#### DO THIS:
Below are several records. Retype exactly those lines running from the one with "Give me the" through the one with "const row1 = ['CÔNG", end lines included, and no others.

#### TASK MATERIAL:
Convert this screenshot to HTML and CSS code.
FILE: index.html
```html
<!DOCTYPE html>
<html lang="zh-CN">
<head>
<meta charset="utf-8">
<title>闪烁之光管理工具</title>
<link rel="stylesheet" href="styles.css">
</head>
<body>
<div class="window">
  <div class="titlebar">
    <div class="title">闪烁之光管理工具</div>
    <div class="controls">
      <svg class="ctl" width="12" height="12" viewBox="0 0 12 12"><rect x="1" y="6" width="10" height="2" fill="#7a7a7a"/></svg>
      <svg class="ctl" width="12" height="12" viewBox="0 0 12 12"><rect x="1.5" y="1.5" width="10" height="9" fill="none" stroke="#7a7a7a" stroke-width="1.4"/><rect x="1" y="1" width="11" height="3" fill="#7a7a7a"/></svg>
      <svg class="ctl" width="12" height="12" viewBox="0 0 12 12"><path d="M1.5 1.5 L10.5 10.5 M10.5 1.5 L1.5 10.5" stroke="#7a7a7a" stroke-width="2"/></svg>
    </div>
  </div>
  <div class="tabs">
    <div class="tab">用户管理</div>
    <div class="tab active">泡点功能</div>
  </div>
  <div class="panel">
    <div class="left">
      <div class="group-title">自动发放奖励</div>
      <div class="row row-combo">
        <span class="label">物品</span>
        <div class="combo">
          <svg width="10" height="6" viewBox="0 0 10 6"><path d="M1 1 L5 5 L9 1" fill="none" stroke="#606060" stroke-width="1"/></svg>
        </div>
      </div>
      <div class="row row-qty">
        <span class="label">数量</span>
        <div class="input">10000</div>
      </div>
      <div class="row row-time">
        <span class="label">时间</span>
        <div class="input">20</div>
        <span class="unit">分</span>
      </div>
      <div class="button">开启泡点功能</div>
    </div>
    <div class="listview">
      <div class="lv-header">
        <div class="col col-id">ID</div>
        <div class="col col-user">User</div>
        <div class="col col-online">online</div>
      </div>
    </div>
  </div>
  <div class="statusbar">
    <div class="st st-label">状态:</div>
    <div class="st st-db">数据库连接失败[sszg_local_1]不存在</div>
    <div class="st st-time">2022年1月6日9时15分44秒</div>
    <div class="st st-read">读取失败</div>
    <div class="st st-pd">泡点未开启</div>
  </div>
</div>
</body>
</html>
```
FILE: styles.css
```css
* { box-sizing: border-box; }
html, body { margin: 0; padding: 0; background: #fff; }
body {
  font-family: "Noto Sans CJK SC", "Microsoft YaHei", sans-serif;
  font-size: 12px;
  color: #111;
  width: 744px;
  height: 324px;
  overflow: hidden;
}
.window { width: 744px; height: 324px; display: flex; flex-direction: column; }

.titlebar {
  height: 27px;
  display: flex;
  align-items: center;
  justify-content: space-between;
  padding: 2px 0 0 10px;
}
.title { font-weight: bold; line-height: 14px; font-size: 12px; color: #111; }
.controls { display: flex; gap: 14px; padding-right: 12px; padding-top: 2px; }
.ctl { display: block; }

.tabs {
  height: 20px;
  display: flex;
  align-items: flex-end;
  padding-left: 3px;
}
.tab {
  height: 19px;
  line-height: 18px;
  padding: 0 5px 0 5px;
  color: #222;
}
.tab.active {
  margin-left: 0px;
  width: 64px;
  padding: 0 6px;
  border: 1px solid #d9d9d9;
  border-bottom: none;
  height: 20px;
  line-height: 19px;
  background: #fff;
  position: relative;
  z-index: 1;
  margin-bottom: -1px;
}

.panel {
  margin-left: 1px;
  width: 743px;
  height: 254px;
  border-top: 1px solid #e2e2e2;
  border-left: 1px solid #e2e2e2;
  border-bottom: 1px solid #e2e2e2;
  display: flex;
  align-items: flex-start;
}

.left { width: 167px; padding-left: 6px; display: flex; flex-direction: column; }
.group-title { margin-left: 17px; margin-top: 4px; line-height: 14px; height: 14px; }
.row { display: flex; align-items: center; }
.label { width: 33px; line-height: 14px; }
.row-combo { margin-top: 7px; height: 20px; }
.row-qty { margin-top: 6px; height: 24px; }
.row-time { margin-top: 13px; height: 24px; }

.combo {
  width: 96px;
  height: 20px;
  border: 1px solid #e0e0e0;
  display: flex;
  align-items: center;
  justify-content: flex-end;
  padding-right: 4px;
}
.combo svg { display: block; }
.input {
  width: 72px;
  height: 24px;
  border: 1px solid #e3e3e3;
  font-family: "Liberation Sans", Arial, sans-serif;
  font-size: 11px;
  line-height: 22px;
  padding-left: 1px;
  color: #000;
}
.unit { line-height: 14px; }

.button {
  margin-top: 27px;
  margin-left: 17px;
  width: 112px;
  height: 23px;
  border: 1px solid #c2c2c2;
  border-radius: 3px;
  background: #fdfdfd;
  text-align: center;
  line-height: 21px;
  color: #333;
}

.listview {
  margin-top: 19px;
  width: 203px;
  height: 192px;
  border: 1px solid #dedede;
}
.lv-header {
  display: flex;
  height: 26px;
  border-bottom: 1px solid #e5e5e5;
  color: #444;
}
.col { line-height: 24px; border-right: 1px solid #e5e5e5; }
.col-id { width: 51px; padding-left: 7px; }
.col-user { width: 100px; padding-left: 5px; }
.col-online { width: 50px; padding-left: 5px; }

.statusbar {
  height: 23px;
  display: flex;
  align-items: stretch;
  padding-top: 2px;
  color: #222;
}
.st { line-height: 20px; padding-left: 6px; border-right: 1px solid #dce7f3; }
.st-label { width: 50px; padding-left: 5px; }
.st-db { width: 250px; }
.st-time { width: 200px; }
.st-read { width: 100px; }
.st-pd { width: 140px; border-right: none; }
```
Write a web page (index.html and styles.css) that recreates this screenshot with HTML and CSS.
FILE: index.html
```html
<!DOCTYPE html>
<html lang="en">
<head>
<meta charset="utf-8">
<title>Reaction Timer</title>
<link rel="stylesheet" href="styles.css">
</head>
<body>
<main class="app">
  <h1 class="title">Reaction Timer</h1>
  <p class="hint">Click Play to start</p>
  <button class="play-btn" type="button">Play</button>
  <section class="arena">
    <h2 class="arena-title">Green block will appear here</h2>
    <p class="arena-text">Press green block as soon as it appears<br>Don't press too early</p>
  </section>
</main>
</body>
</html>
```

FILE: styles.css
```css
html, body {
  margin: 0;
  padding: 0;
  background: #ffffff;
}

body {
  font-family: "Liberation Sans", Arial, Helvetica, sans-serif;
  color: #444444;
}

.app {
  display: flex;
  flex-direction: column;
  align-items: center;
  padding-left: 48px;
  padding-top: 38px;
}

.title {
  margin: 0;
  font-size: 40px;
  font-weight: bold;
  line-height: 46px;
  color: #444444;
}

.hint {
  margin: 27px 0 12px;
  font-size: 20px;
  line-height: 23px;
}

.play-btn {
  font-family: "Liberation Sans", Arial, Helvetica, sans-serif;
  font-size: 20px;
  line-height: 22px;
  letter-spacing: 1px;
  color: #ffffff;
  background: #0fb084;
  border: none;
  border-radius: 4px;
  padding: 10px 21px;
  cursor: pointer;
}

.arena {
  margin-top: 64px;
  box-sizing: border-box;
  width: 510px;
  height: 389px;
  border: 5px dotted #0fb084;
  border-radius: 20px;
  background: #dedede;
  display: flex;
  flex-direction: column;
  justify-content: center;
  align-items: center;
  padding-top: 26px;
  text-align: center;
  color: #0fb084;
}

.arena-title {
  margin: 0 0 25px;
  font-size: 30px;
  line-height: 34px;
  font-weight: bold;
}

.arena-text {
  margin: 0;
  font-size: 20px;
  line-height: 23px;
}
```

---

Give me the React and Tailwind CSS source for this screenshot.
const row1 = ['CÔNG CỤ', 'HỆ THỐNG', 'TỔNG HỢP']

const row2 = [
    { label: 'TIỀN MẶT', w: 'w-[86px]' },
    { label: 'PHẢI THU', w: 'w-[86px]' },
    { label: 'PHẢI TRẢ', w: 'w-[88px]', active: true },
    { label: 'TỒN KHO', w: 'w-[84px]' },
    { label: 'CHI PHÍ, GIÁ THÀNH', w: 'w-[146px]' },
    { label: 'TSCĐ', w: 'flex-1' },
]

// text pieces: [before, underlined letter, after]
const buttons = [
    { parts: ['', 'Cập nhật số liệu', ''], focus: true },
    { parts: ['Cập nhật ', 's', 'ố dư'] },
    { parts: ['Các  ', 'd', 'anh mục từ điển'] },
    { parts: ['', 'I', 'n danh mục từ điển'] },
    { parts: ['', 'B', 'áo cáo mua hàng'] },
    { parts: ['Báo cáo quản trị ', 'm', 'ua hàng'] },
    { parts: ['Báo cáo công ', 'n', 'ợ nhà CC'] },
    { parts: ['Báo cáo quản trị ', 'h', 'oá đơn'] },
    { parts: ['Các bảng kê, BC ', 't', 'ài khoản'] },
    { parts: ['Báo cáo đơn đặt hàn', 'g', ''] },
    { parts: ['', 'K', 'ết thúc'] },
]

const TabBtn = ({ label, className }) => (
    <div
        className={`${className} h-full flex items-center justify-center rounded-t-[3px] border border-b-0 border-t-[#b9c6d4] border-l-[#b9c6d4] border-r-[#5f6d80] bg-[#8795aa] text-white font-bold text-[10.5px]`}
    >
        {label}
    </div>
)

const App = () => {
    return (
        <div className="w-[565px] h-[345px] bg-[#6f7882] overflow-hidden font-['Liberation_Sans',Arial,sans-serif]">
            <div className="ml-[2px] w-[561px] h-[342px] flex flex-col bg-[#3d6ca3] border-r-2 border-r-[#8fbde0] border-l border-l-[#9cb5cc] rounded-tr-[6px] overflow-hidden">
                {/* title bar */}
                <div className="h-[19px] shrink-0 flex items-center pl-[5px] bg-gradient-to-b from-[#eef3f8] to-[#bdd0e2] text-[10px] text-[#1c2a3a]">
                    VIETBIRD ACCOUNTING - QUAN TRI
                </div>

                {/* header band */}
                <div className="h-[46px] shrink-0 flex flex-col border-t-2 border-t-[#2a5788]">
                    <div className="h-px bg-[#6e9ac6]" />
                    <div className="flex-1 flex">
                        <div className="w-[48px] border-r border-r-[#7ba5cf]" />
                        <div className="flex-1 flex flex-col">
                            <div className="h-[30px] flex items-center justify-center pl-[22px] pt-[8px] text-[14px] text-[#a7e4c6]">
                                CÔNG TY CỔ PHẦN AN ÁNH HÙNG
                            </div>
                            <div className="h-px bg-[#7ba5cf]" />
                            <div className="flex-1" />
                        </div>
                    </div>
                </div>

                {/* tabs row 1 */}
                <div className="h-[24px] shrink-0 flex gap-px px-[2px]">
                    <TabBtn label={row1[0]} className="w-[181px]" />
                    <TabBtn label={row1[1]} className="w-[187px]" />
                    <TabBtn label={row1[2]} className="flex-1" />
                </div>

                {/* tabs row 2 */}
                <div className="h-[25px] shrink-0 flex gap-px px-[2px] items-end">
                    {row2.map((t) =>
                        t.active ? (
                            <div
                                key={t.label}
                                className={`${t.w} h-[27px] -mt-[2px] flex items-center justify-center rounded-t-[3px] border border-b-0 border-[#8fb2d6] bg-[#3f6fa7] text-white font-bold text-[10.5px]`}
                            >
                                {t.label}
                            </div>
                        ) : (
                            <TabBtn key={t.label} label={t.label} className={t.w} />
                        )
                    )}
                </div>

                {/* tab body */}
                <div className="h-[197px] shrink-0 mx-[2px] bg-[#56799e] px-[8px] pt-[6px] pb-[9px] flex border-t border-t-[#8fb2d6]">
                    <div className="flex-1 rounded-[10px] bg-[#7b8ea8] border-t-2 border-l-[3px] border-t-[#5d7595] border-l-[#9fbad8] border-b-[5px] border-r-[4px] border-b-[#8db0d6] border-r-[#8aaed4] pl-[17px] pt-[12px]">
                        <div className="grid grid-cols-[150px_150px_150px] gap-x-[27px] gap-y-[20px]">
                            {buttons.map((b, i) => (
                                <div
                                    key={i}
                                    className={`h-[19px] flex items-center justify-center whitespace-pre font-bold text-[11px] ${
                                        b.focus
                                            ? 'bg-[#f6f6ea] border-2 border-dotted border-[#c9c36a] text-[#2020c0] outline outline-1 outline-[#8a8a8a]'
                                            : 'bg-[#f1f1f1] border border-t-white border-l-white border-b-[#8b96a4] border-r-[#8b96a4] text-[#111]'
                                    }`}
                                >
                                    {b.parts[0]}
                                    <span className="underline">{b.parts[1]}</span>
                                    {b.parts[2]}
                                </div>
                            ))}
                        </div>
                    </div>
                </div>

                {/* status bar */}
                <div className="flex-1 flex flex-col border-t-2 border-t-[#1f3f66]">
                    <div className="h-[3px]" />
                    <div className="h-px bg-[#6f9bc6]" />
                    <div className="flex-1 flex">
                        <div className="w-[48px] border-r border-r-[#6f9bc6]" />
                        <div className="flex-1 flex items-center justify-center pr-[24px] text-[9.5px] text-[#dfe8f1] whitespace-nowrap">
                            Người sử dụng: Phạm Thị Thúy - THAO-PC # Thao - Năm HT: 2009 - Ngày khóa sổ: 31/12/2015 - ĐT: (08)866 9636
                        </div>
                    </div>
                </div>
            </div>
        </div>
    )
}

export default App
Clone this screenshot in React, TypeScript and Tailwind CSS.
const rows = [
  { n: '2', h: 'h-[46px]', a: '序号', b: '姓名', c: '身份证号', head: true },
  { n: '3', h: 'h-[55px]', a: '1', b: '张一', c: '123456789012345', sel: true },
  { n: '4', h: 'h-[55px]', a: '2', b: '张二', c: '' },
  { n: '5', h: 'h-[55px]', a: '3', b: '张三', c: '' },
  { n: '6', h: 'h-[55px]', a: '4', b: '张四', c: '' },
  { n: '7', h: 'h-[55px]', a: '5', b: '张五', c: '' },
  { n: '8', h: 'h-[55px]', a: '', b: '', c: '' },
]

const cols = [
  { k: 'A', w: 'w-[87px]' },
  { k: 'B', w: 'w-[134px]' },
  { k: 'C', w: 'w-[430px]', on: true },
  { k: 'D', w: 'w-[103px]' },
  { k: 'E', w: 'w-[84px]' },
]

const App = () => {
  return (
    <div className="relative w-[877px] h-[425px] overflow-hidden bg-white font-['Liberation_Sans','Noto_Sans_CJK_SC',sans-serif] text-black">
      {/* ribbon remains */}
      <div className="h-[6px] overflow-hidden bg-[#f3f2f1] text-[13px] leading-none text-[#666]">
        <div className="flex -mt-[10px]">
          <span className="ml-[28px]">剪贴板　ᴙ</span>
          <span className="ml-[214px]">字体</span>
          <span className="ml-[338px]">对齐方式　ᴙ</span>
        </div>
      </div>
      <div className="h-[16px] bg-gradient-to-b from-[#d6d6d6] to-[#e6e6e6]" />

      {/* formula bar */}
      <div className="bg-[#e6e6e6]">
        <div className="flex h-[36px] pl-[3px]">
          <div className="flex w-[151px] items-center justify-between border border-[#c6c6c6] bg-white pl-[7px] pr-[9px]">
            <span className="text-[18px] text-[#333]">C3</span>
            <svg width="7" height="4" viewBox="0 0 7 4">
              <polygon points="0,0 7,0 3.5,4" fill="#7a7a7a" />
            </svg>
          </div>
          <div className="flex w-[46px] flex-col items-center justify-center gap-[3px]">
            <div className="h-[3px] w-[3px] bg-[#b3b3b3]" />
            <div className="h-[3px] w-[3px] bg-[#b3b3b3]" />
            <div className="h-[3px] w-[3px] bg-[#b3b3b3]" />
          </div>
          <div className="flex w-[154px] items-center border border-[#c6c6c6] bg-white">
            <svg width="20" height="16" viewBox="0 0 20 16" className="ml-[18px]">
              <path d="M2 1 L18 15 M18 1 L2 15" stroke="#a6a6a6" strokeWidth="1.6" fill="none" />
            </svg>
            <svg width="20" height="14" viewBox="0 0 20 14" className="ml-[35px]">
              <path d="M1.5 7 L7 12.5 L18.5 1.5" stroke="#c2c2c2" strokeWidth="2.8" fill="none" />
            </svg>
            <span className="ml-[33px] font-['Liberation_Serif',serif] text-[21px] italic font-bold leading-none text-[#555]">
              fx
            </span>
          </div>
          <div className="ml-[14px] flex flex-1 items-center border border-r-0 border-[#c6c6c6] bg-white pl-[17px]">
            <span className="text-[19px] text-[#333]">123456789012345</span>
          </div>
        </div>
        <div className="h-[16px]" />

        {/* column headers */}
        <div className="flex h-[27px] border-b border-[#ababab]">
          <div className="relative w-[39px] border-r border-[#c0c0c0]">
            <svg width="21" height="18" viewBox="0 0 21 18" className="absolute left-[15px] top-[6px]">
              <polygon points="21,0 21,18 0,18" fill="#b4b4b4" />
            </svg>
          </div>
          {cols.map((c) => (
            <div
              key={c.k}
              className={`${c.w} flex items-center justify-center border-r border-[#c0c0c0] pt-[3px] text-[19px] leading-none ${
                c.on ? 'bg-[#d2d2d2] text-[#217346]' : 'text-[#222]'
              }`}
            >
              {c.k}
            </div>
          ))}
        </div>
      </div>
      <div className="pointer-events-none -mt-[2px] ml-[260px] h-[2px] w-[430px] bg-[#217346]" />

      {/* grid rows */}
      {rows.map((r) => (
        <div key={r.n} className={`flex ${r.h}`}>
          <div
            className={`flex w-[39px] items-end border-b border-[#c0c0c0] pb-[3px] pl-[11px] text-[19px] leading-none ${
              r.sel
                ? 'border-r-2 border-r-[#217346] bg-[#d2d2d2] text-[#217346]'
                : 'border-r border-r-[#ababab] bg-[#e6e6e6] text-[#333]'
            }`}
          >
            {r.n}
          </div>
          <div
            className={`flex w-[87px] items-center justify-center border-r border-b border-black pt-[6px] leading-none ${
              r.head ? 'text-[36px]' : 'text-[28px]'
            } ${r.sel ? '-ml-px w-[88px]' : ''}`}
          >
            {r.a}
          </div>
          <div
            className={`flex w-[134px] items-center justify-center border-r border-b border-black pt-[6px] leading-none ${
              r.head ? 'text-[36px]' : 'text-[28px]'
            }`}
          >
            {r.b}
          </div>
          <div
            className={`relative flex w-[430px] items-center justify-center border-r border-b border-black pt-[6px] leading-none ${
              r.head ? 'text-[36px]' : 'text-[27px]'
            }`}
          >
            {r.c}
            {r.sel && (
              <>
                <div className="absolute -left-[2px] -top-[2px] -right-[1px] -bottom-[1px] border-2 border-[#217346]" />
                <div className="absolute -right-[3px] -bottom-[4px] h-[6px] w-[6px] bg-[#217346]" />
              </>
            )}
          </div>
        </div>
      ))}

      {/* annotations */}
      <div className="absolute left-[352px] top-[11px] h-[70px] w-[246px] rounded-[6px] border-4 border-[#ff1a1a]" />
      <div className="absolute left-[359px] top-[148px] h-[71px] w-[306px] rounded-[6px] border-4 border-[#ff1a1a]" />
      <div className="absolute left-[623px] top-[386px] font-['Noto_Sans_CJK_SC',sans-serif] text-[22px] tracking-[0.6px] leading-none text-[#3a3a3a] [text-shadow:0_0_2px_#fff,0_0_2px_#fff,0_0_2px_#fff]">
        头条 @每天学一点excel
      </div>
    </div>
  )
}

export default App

#### SOLUTION:
Give me the React and Tailwind CSS source for this screenshot.
const row1 = ['CÔNG CỤ', 'HỆ THỐNG', 'TỔNG HỢP']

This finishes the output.